La libertà di parola non si
contestava certo a nessuno; quel che non fu detto in quegli anni
contro i governi della Destra! (allora non vigevano le disposizioni
sulle prerogative del primo ministro ecc.). «Voi siete figli
della paura», osava dire Crispi, novembre 1864, ai ministri e
ai ministeriali, sostenitori della convenzione di settembre. Il
governo italiano è un «mucchio di canaglie e di ladri»,
andava proclamando Menotti Garibaldi425 nel 1870, in seguito
alla repressione dei moti repubblicani, scoppiati in vari punti
d'Italia. Che non si scagliò in faccia a Sella426, il
cireneo della finanza italiana, per il suo «feroce»
tassare, tassare, tassare?427. Rimando il lettore che voglia
farsene un'idea ai resoconti parlamentari.
Quanto alla libertà di
stampa428 di che allora si godeva, tralasciamo i pamphlets,
gli opuscoli, i volumi che a centinaia si lasciarono stampare,
svelanti e deprecanti le «vergogne» della Destra (assai
istruttivo il leggerseli, ora che sono spente le passioni che li
hanno ispirati: cosí tenui e giustificabili ci appaiono quelle
vergogne o cosi prontamente rimediate...); tralasciamo i giornali di
sinistra, non perché fossero temperanti, ma perché si
potrebbe pensare che ad essi molto si perdonasse per riguardo alla
loro disapprovata, sí, ma pur sempre patriottica attività.

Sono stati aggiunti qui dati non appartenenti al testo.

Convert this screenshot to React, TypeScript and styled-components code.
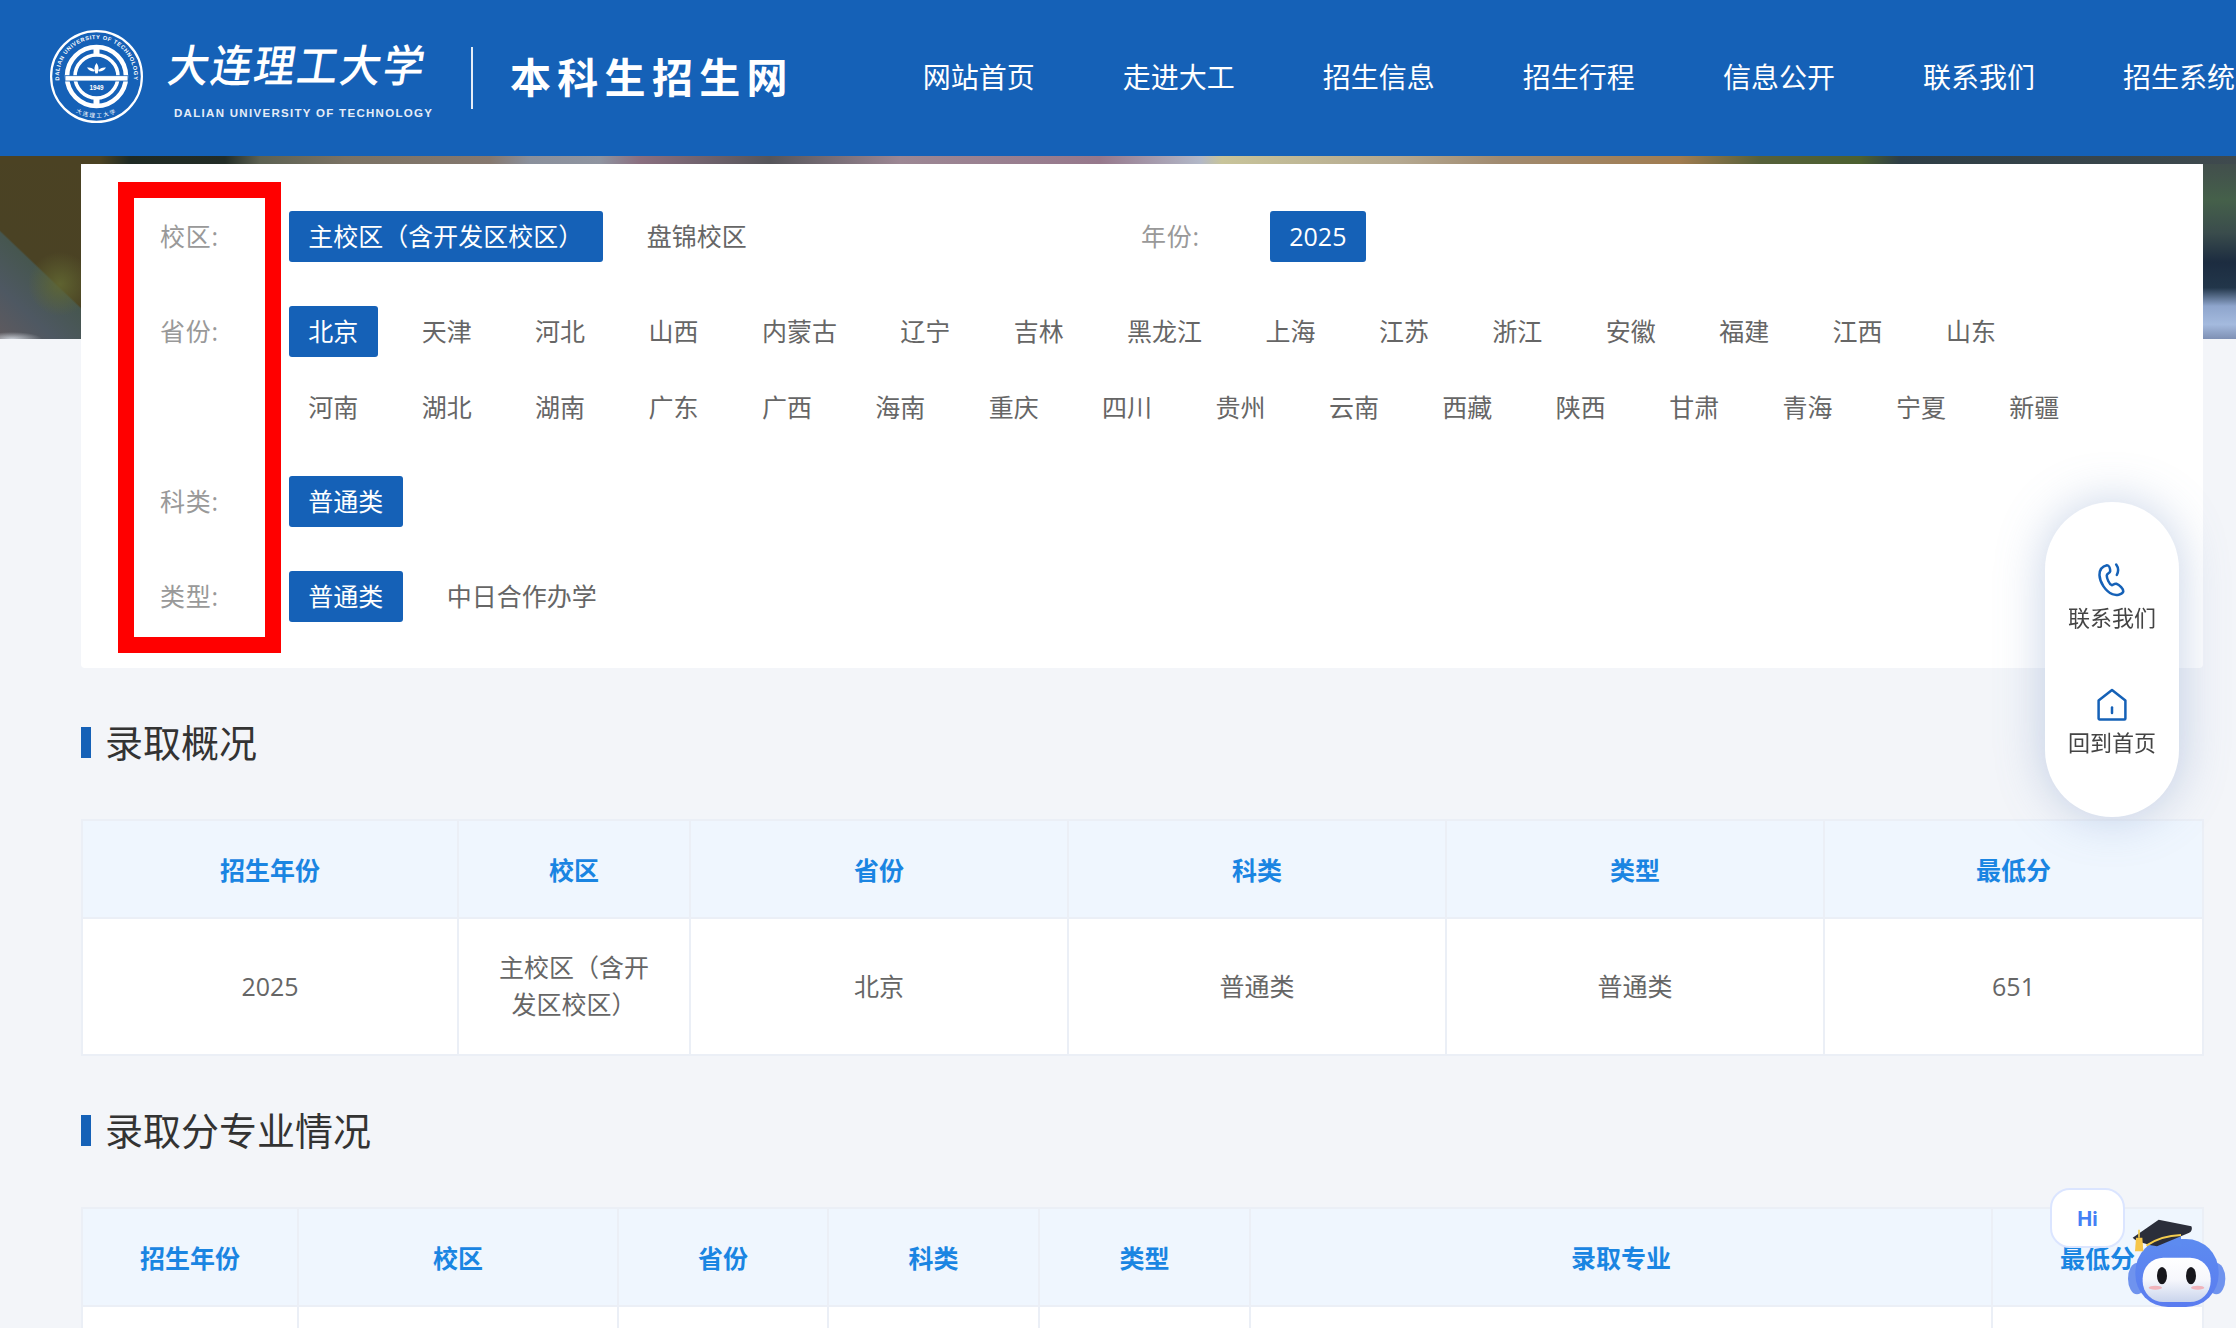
import styled, { createGlobalStyle } from 'styled-components'

const BLUE = '#1561b7'
const FONT = '"Open Sans", "Noto Sans CJK SC", sans-serif'

const NAV_ITEMS = ['网站首页', '走进大工', '招生信息', '招生行程', '信息公开', '联系我们', '招生系统']

const PROVINCES = [
  '北京', '天津', '河北', '山西', '内蒙古', '辽宁', '吉林', '黑龙江', '上海', '江苏', '浙江', '安徽', '福建', '江西', '山东',
  '河南', '湖北', '湖南', '广东', '广西', '海南', '重庆', '四川', '贵州', '云南', '西藏', '陕西', '甘肃', '青海', '宁夏', '新疆',
]

const SUMMARY_COLS = [376, 232, 378, 378, 378, 379]
const SUMMARY_HEAD = ['招生年份', '校区', '省份', '科类', '类型', '最低分']
const SUMMARY_ROW = ['2025', '主校区（含开发区校区）', '北京', '普通类', '普通类', '651']

const MAJOR_COLS = [216, 320, 210, 211, 211, 742, 211]
const MAJOR_HEAD = ['招生年份', '校区', '省份', '科类', '类型', '录取专业', '最低分']

const GlobalStyle = createGlobalStyle`
  html, body {
    margin: 0;
    height: 1328px;
    overflow: hidden;
    background: #f3f5f9;
    font-family: ${FONT};
  }
`

const Header = styled.header`
  display: flex;
  align-items: center;
  height: 156px;
  padding-left: 50px;
  background: ${BLUE};
  color: #fff;
  overflow: hidden;
`

const Seal = styled.svg`
  flex: none;
  width: 93px;
  height: 93px;
  margin: -3px 26px 0 0;
`

const Wordmark = styled.div`
  flex: none;
  width: 264px;
  margin-top: 1px;
`

const WordmarkCn = styled.div`
  font-family: "Noto Sans CJK SC", sans-serif;
  font-size: 41px;
  font-weight: 500;
  line-height: 50px;
  letter-spacing: 2px;
  white-space: nowrap;
  transform: skewX(-9deg) scaleY(1.08);
  transform-origin: left center;
`

const WordmarkEn = styled.div`
  margin: 18px 0 0 5px;
  font-family: "Liberation Sans", sans-serif;
  font-size: 11.5px;
  font-weight: 700;
  line-height: 14px;
  letter-spacing: 1.3px;
  white-space: nowrap;
  color: #e6edf7;
`

const Divider = styled.span`
  flex: none;
  width: 2px;
  height: 62px;
  margin: 0 37px 0 38px;
  background: #e6edf7;
`

const SiteTitle = styled.div`
  flex: none;
  margin-top: -6px;
  font-family: "Noto Sans CJK SC", sans-serif;
  font-size: 41px;
  font-weight: 700;
  letter-spacing: 6.3px;
  white-space: nowrap;
`

const Nav = styled.nav`
  display: flex;
  flex: none;
  gap: 88px;
  margin: -2px 0 0 129px;
`

const NavLink = styled.a`
  font-size: 28px;
  line-height: 40px;
  white-space: nowrap;
`

const Main = styled.main`
  padding: 8px 33px 0 81px;
  background:
    linear-gradient(90deg, #4b4223 0, #4b4223 100px, #1e2a24 130px, #222c26 225px, #5c6152 260px, #7a7264 345px, #85786f 490px, #8a909c 530px, #8f94a0 600px, #8a6f80 640px, #55555a 770px, #9c8794 900px, #96788c 1100px, #b2b8c8 1200px, #c8c49a 1222px, #b4a890 1400px, #a08a70 1500px, #a07c50 1680px, #56603a 1760px, #4c6030 1860px, #2e3e46 1900px, #3f4a4e 2236px) 0 0 / 100% 8px no-repeat,
    radial-gradient(circle at 60px 128px, rgba(98, 104, 50, 0.85) 0, rgba(98, 104, 50, 0) 32px) 0 0 / 81px 183px no-repeat,
    radial-gradient(30px 7px at 12px 183px, rgba(215, 222, 230, 0.85) 0, rgba(215, 222, 230, 0) 100%) 0 0 / 81px 183px no-repeat,
    linear-gradient(223.6deg, #4b4223 0, #4a4224 58%, #46564f 59%, #4e5862 80%, #5f5a5e 100%) 0 0 / 81px 183px no-repeat,
    linear-gradient(180deg, #414b4d 0, #45604a 24%, #3a4c4c 42%, #1c2c40 58%, #22364a 72%, #8ea5cc 82%, #a4bade 92%, #7e90b4 100%) 100% 0 / 33px 183px no-repeat,
    #f3f5f9;
`

const FilterPanel = styled.section`
  padding: 47px 80px 21px;
  background: #fff;
  border-radius: 4px;
`

const FilterRow = styled.div`
  display: flex;
  margin-bottom: 19px;

  &:last-child {
    margin-bottom: 0;
  }
`

const FilterGroup = styled.div<{ $width?: number }>`
  display: flex;
  flex: ${p => (p.$width ? `0 0 ${p.$width}px` : '1 1 0')};
  min-width: 0;
`

const FilterLabel = styled.div`
  flex: none;
  width: 129px;
  margin-left: -1px;
  font-size: 25px;
  line-height: 50.75px;
  letter-spacing: 0.8px;
  color: #999;
`

const OptionList = styled.div`
  display: flex;
  flex-wrap: wrap;
  flex: 1;
  min-width: 0;
`

const Option = styled.a<{ $active?: boolean }>`
  height: 50.75px;
  margin: 0 24.9px 25px 0;
  padding: 0 19.25px;
  border-radius: 3px;
  font-size: 25px;
  line-height: 50.75px;
  white-space: nowrap;
  color: ${p => (p.$active ? '#fff' : '#666')};
  background: ${p => (p.$active ? BLUE : 'transparent')};
`

const SectionTitle = styled.h2<{ $top: number }>`
  display: flex;
  align-items: center;
  height: 31px;
  margin: ${p => p.$top}px 0 61px;
  padding-left: 14px;
  border-left: 10px solid ${BLUE};
  font-size: 38px;
  font-weight: 400;
  line-height: 31px;
  color: #333;
`

const DataTable = styled.table`
  width: 2121px;
  table-layout: fixed;
  border-collapse: collapse;
  background: #fff;
`

const HeadCell = styled.th`
  height: 96px;
  padding: 0;
  border: 2px solid #ebeff6;
  background: #eff6fe;
  font-size: 25px;
  font-weight: 700;
  color: #1a85e2;
`

const BodyCell = styled.td`
  height: 135px;
  padding: 0 30px;
  border: 2px solid #ebeff6;
  font-size: 25px;
  line-height: 37px;
  text-align: center;
  color: #666;
`

const SidePill = styled.aside`
  position: fixed;
  top: 502px;
  right: 57px;
  display: flex;
  flex-direction: column;
  align-items: center;
  width: 134px;
  height: 315px;
  padding-top: 61px;
  box-sizing: border-box;
  border-radius: 67px;
  background: #fff;
  box-shadow: 0 0 48px rgba(120, 148, 196, 0.42);
`

const SideLink = styled.a`
  display: flex;
  flex-direction: column;
  align-items: center;
  height: 125px;
  font-size: 22px;
  line-height: 30px;
  color: #444;
`

const SideIcon = styled.svg`
  display: block;
  height: 34px;
  margin-bottom: 5px;
`

const HiBubble = styled.div`
  position: fixed;
  top: 1188px;
  left: 2050px;
  width: 75px;
  height: 60px;
  box-sizing: border-box;
  border: 2px solid #dbe5ff;
  border-radius: 20px;
  background: #fff;
  font-family: Inter, sans-serif;
  font-size: 20px;
  font-weight: 700;
  line-height: 58px;
  text-align: center;
  color: #4480f5;
`

const Robot = styled.svg`
  position: fixed;
  top: 1216.67px;
  left: 2126.67px;
  width: 100px;
  height: 92px;
`

const RedMark = styled.div`
  position: fixed;
  top: 182px;
  left: 118px;
  width: 163px;
  height: 471px;
  box-sizing: border-box;
  border: 16px solid #ff0000;
`

const SealMark = () => (
  <Seal viewBox="0 0 93 93">
    <defs>
      <path id="seal-top" d="M 11.7 60.5 A 37.5 37.5 0 1 1 81.3 60.5" />
      <path id="seal-bottom" d="M 16 74 A 41 41 0 0 0 77 74" />
    </defs>
    <circle cx="46.5" cy="46.5" r="45.4" fill="none" stroke="#fff" strokeWidth="2.2" />
    <text fill="#fff" fontFamily="Liberation Sans, sans-serif" fontSize="5.6" fontWeight="700" letterSpacing="0.6" textAnchor="middle">
      <textPath href="#seal-top" startOffset="50%">DALIAN UNIVERSITY OF TECHNOLOGY</textPath>
    </text>
    <text fill="#fff" fontFamily="Noto Sans CJK SC, sans-serif" fontSize="5.6" letterSpacing="1.6" textAnchor="middle">
      <textPath href="#seal-bottom" startOffset="50%">大连理工大学</textPath>
    </text>
    <circle cx="46.5" cy="46.5" r="29.5" fill="none" stroke="#fff" strokeWidth="4.6" />
    <circle cx="46.5" cy="46.5" r="21.5" fill="none" stroke="#fff" strokeWidth="3.6" />
    <rect x="43.5" y="15" width="6" height="9" fill="#fff" />
    <rect x="43.5" y="67" width="6" height="11" fill="#fff" />
    <rect x="15" y="45.7" width="63" height="5.3" fill="#fff" stroke={BLUE} strokeWidth="0.8" />
    <path
      d="M46.5 33 C49 36 49 40 47.6 43.6 H45.4 C44 40 44 36 46.5 33 Z M44 41.5 C41 41.5 38.5 40 37 37.5 C40.5 37 43 38.5 44.5 40 Z M49 41.5 C52 41.5 54.5 40 56 37.5 C52.5 37 50 38.5 48.5 40 Z"
      fill="#fff"
    />
    <text x="46.5" y="59.5" fill="#fff" fontFamily="Liberation Sans, sans-serif" fontSize="6.4" fontWeight="700" textAnchor="middle">1949</text>
  </Seal>
)

const PhoneIcon = () => (
  <SideIcon viewBox="0 0 27 34" fill="none" stroke={BLUE} strokeWidth="2.5" strokeLinecap="round" strokeLinejoin="round">
    <path d="M9 2.2C4 3.4 1.3 7.4 1.5 12.4 1.8 19.4 7.6 28.4 14.4 31.2 18.2 32.6 24 31.8 25.2 28.8 25.8 26.2 21.4 21.8 18.4 20.8 16.2 20.2 15.2 22.2 13.8 22.2 11.2 21.2 8.6 15.2 8.8 12.2 9.2 10.2 11.8 10.2 12.2 8.2 12.2 5.8 11.2 2.2 9 2.2Z" />
    <path d="M18.2 1.6C20.4 4.6 20.4 9 18.8 12" />
  </SideIcon>
)

const HomeIcon = () => (
  <SideIcon viewBox="0 0 30 34" fill="none" stroke={BLUE} strokeWidth="2.5" strokeLinecap="round" strokeLinejoin="round">
    <path d="M15 2L28.4 12.6V30.4A1 1 0 0 1 27.4 31.4H2.6A1 1 0 0 1 1.6 30.4V12.6Z" />
    <path d="M15 19.4V25" />
  </SideIcon>
)

const RobotMark = () => (
  <Robot viewBox="500 200 300 276">
    <defs>
      <linearGradient id="robot-shell" x1="0" y1="0" x2="0" y2="1">
        <stop offset="0" stopColor="#5d8bf0" />
        <stop offset="1" stopColor="#5a7cf0" />
      </linearGradient>
      <linearGradient id="robot-face" x1="0" y1="0" x2="0" y2="1">
        <stop offset="0" stopColor="#ffffff" />
        <stop offset="0.5" stopColor="#f6f7fc" />
        <stop offset="1" stopColor="#c9d4ec" />
      </linearGradient>
    </defs>
    <ellipse cx="530" cy="385" rx="27" ry="47" fill="#6f93ee" />
    <ellipse cx="768" cy="385" rx="27" ry="47" fill="#6f93ee" />
    <rect x="525" y="266" width="250" height="204" rx="98" fill="url(#robot-shell)" />
    <rect x="547" y="322" width="204" height="133" rx="62" fill="url(#robot-face)" />
    <ellipse cx="605" cy="376" rx="15" ry="26" fill="#17171c" />
    <ellipse cx="692" cy="376" rx="15" ry="26" fill="#17171c" />
    <ellipse cx="585" cy="412" rx="20" ry="6" fill="#f0b4bc" />
    <ellipse cx="712" cy="412" rx="20" ry="6" fill="#f0b4bc" />
    <path d="M560 283C590 262 630 254 662 258V290C625 276 590 280 560 298Z" fill="#5d8bf0" />
    <path d="M517 262L595 208 693 228C697 236 693 246 685 248L590 288C570 284 530 276 517 262Z" fill="#2b2e3a" />
    <path d="M558 286C590 264 630 255 662 254" fill="none" stroke="#f4cc4e" strokeWidth="6" />
    <path d="M536 238V262" stroke="#f4cc4e" strokeWidth="5" />
    <path d="M527 262H546L549 303H524Z" fill="#f6c64a" />
  </Robot>
)

const App = () => {
  return (
    <>
      <GlobalStyle />

      {/* 顶部导航 */}
      <Header>
        <SealMark />
        <Wordmark>
          <WordmarkCn>大连理工大学</WordmarkCn>
          <WordmarkEn>DALIAN UNIVERSITY OF TECHNOLOGY</WordmarkEn>
        </Wordmark>
        <Divider />
        <SiteTitle>本科生招生网</SiteTitle>
        <Nav>
          {NAV_ITEMS.map(item => (
            <NavLink key={item}>{item}</NavLink>
          ))}
        </Nav>
      </Header>

      <Main>
        {/* 筛选条件 */}
        <FilterPanel>
          <FilterRow>
            <FilterGroup $width={981}>
              <FilterLabel>校区:</FilterLabel>
              <OptionList>
                <Option $active>主校区（含开发区校区）</Option>
                <Option>盘锦校区</Option>
              </OptionList>
            </FilterGroup>
            <FilterGroup>
              <FilterLabel>年份:</FilterLabel>
              <OptionList>
                <Option $active>2025</Option>
              </OptionList>
            </FilterGroup>
          </FilterRow>
          <FilterRow>
            <FilterGroup>
              <FilterLabel>省份:</FilterLabel>
              <OptionList>
                {PROVINCES.map((name, index) => (
                  <Option key={name} $active={index === 0}>
                    {name}
                  </Option>
                ))}
              </OptionList>
            </FilterGroup>
          </FilterRow>
          <FilterRow>
            <FilterGroup>
              <FilterLabel>科类:</FilterLabel>
              <OptionList>
                <Option $active>普通类</Option>
              </OptionList>
            </FilterGroup>
          </FilterRow>
          <FilterRow>
            <FilterGroup>
              <FilterLabel>类型:</FilterLabel>
              <OptionList>
                <Option $active>普通类</Option>
                <Option>中日合作办学</Option>
              </OptionList>
            </FilterGroup>
          </FilterRow>
        </FilterPanel>

        {/* 录取概况 */}
        <SectionTitle $top={59}>录取概况</SectionTitle>
        <DataTable>
          <colgroup>
            {SUMMARY_COLS.map((width, index) => (
              <col key={index} width={width} />
            ))}
          </colgroup>
          <thead>
            <tr>
              {SUMMARY_HEAD.map(title => (
                <HeadCell key={title}>{title}</HeadCell>
              ))}
            </tr>
          </thead>
          <tbody>
            <tr>
              {SUMMARY_ROW.map((value, index) => (
                <BodyCell key={index}>{value}</BodyCell>
              ))}
            </tr>
          </tbody>
        </DataTable>

        {/* 录取分专业情况 */}
        <SectionTitle $top={59}>录取分专业情况</SectionTitle>
        <DataTable>
          <colgroup>
            {MAJOR_COLS.map((width, index) => (
              <col key={index} width={width} />
            ))}
          </colgroup>
          <thead>
            <tr>
              {MAJOR_HEAD.map(title => (
                <HeadCell key={title}>{title}</HeadCell>
              ))}
            </tr>
          </thead>
          <tbody>
            <tr>
              {MAJOR_HEAD.map(title => (
                <BodyCell key={title} />
              ))}
            </tr>
          </tbody>
        </DataTable>
      </Main>

      {/* 右侧悬浮 */}
      <SidePill>
        <SideLink>
          <PhoneIcon />
          联系我们
        </SideLink>
        <SideLink>
          <HomeIcon />
          回到首页
        </SideLink>
      </SidePill>

      <HiBubble>Hi</HiBubble>
      <RobotMark />

      {/* 标注框 */}
      <RedMark />
    </>
  )
}

export default App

Si scorrano invece le collezioni dei giornali clericali. Quelli eran
giornali che apertamente invitavano alla sedizione contro i poteri
dello Stato, che notoriamente si tenevano in contatto, erano anzi
agli ordini di potenze o potentati, o ex potentati stranieri
congiuranti ai danni d'Italia. Sequestri? Ben di rado: e tanto meno
soppressioni. E allora? Ottusità del governo? Può
darsi. Fatto sta che la stampa clericale anti-italiana tanto sbraitò
che finalmente, un bel giorno, pensò di mutar registro, e
cessando di fare il processo all'Italia, si mise a far quello ai
problemi italiani: ossia iniziò il suo collaborazionismo, che
è poi quello piú utile e qualche volta anche piú
gradito ai governi, il collaborazionismo della opposizione.
Ma un governo che si lascia anche
vilipendere non è un governo spregevole? Gli uomini della
Destra evidentemente non pensavano cosí. Forse pensavano che
non serve a nulla ed anzi riesce quasi sempre dannoso il porre e
mantenere il governo della cosa pubblica troppo au dessus de la
mêlée, il farne un alcunché di sacro, di
intangibile, di infallibile e perciò lontano dalla vita del
paese. Volevano serbar sempre immediata la sensibilità delle
passioni, degli umori, dei bisogni dei governati, per soddisfarli se
del caso, per correggerli se necessario, per non straniarsene mai.
Meglio il vilipendio, se prova nell'offensore un caldo interesse per
la cosa pubblica, che il reverenziale silenzio, prova d'indifferenza
o sicuro mezzo per determinarla al piú presto. Se poi ci
solleviamo dal dettaglio e guardiamo all'insieme, troviamo che non ci
fu mai governo cosí universalmente rispettato, pur tra le
appassionate ingiurie momentanee, come quello della Destra.